The Johns Hopkins Gazette: July 9, 2001
July 9, 2001
VOL. 30, NO. 39

  

Health Divisions Establish Outcomes Verification Program

Johns Hopkins Gazette Online Edition

American Healthways and Johns Hopkins recently announced an alliance to establish the Johns Hopkins Outcomes Verification Program. Nashville-based American Healthways, the nation's largest provider of specialized, comprehensive care and disease management services, has made a five-year, $6 million-plus commitment to fund the program. Faculty from the School of Medicine, the School of Nursing and the Bloomberg School of Public Health will independently evaluate and verify the effectiveness of a wide range of health care models based on outcomes interventions and their clinical and financial results.

"For at least the past 10 years, America's health care system and those who measure its performance or pay for its services have been focused on controlling and counting units of service," said Thomas Cigarran, American Healthways chairman and CEO. "We believe that a much more valid measure of the effectiveness of health care services can be found in determining both the clinical and financial outcomes of care."

Edward D. Miller, CEO of Johns Hopkins Medicine and dean of the faculty of the School of Medicine, said, "There is more evidence than ever that focusing on outcomes of care, rather than on units of service or utilization, leads to better care for patients and, as a result, improves their health and often, we expect, reduces the cost of care as well.

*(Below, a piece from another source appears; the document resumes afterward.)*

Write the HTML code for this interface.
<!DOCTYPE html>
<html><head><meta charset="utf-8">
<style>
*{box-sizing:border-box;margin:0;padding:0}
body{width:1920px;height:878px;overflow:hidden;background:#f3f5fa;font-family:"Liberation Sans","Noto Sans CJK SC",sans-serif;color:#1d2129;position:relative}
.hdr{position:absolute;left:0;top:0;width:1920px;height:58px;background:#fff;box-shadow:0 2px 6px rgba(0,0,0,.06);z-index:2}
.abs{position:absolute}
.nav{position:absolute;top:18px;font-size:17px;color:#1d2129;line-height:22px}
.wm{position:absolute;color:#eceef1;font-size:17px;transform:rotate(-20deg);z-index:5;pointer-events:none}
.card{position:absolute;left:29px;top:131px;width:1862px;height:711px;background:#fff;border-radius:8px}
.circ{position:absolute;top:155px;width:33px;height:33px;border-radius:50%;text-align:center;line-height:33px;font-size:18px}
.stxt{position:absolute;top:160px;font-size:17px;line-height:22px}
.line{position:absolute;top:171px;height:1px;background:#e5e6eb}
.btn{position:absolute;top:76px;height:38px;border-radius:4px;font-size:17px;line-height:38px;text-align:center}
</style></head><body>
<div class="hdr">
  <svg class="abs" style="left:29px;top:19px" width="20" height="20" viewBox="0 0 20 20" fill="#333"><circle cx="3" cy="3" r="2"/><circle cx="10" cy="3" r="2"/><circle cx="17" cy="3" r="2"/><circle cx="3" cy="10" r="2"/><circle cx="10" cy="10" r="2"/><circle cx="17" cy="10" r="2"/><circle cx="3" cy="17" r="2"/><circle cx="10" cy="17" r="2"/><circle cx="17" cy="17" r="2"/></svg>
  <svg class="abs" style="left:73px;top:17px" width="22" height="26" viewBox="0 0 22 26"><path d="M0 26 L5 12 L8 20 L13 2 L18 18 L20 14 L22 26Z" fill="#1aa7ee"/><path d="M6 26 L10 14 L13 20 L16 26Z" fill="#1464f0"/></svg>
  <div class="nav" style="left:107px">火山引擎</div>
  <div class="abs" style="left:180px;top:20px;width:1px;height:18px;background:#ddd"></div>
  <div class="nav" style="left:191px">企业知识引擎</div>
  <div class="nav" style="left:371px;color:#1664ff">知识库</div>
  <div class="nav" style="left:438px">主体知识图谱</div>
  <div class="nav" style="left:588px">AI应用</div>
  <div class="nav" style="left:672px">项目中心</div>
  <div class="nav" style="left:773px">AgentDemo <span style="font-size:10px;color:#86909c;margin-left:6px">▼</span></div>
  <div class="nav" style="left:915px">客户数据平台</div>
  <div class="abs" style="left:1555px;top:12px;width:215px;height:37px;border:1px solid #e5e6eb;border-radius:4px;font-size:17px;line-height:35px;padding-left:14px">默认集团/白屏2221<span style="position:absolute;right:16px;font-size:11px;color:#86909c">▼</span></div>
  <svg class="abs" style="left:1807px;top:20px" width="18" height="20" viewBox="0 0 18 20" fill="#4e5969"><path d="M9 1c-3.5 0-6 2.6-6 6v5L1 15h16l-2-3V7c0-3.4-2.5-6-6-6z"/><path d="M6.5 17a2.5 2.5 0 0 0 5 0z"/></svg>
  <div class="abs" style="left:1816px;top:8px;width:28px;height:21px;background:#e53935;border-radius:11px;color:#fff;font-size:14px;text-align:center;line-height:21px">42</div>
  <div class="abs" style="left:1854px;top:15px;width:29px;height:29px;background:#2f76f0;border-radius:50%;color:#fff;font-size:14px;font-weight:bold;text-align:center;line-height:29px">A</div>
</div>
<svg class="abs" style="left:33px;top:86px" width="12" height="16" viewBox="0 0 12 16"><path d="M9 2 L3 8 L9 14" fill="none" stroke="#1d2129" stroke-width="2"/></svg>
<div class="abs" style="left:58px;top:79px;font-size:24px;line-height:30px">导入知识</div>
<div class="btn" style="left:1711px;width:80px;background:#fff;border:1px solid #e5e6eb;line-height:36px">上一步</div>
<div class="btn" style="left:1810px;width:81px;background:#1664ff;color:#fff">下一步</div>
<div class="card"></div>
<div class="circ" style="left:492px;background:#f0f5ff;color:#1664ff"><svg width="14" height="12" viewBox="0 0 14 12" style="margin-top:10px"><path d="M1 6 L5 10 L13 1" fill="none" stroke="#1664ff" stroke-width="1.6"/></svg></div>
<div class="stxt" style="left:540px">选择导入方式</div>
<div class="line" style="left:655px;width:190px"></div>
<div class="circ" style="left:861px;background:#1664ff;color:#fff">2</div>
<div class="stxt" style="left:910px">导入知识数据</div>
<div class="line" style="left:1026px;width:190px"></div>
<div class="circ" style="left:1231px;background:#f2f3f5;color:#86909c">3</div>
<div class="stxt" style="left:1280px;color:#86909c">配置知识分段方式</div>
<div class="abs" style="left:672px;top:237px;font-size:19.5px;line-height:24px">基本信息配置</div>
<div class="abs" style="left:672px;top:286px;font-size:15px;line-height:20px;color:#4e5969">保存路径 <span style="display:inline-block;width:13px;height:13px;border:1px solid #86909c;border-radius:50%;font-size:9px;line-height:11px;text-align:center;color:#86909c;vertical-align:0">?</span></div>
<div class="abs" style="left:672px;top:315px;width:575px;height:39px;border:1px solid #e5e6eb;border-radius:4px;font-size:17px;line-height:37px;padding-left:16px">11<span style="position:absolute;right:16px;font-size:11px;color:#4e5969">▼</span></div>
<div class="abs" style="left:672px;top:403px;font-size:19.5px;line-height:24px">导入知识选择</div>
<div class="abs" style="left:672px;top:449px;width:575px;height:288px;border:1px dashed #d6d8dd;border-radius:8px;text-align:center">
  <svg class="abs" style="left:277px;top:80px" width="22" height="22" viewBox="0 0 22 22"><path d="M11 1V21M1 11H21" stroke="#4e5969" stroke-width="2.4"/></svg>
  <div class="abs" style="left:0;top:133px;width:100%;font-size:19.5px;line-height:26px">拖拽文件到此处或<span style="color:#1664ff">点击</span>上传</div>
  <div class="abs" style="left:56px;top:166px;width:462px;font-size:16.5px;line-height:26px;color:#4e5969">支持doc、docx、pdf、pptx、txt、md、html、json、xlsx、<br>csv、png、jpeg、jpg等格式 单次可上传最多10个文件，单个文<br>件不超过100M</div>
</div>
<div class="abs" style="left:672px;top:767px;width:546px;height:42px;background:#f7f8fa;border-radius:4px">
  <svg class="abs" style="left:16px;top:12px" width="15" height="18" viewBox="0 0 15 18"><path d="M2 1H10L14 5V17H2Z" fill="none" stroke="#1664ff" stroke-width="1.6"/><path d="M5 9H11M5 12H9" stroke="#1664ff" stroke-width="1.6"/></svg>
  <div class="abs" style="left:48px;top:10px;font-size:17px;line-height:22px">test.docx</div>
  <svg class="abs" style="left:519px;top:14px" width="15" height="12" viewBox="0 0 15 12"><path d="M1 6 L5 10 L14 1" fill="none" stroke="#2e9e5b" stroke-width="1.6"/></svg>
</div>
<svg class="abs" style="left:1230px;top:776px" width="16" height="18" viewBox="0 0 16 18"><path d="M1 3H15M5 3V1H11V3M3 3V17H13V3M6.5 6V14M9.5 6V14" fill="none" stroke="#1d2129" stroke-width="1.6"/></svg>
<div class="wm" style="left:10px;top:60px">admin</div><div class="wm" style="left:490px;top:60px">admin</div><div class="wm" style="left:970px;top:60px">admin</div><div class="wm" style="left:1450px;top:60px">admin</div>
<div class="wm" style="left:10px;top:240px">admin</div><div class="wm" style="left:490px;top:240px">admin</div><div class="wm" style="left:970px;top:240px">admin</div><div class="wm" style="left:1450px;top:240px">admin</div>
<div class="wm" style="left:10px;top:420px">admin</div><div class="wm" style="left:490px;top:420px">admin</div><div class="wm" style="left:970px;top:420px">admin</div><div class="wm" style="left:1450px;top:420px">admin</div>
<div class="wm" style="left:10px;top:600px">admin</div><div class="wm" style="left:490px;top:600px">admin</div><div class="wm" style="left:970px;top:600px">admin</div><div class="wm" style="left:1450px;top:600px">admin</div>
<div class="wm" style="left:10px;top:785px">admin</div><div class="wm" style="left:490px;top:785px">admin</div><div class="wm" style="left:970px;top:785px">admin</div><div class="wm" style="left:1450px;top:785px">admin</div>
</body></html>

"Johns Hopkins has a long history of conducting outcomes research in a wide range of clinical areas, both for our own institution as well as for third parties," Miller continued. "So all three of the university's health division schools are very pleased to be part of this alliance with American Healthways and to have the opportunity it offers to independently evaluate approaches that might prove effective in closing the gaps in our current delivery system."

According to Cigarran, "There are many promising and creative outcomes- based approaches being pursued by health care organizations, but there is a dire need for an impartial, independent and credible third party to evaluate and certify both the clinical and financial outcomes of these various approaches.

"No other entity we can think of," he continued, "meets that industry need as well as Johns Hopkins, which is why we are proud to be the charter corporate sponsor for this program and eager to be the first program scientifically evaluated."

Central to American Healthways' outcomes-focused approach, called Care Enhancement, is its use in four call centers of skilled, extensively trained and highly empathetic registered nurses, dietitians and other health care professionals, who establish person-to-person relationships with the patients and physicians and other health care providers enrolled in employee health care plans managed by the company.

Call-center nurses work on behalf of the health care provider to make sure patients understand and follow their prescribed treatment program. They also provide a variety of services to assist in that effort, such as coordinating multiple health care appointments, explaining conditions, tests and procedures, and providing health monitoring devices.

Frederick L. Brancati, associate professor of medicine and epidemiology at Johns Hopkins, and a member of the outcomes verification leadership group, said, "[The company's] Care Enhancement strategy appears to be an innovative approach to improving health care outcomes and lowering the costs of care. We are looking forward to this first evaluation of American Healthways' program and outcomes data."

To generate additional funding for the program, Hopkins and American Healthways are encouraging other industry organizations to utilize it for outcomes evaluation.

"We are confident that the Johns Hopkins seal of approval on proven program outcomes will come to be recognized by this country's health plans as the benchmark of program performance," Healthways' Cigarran said.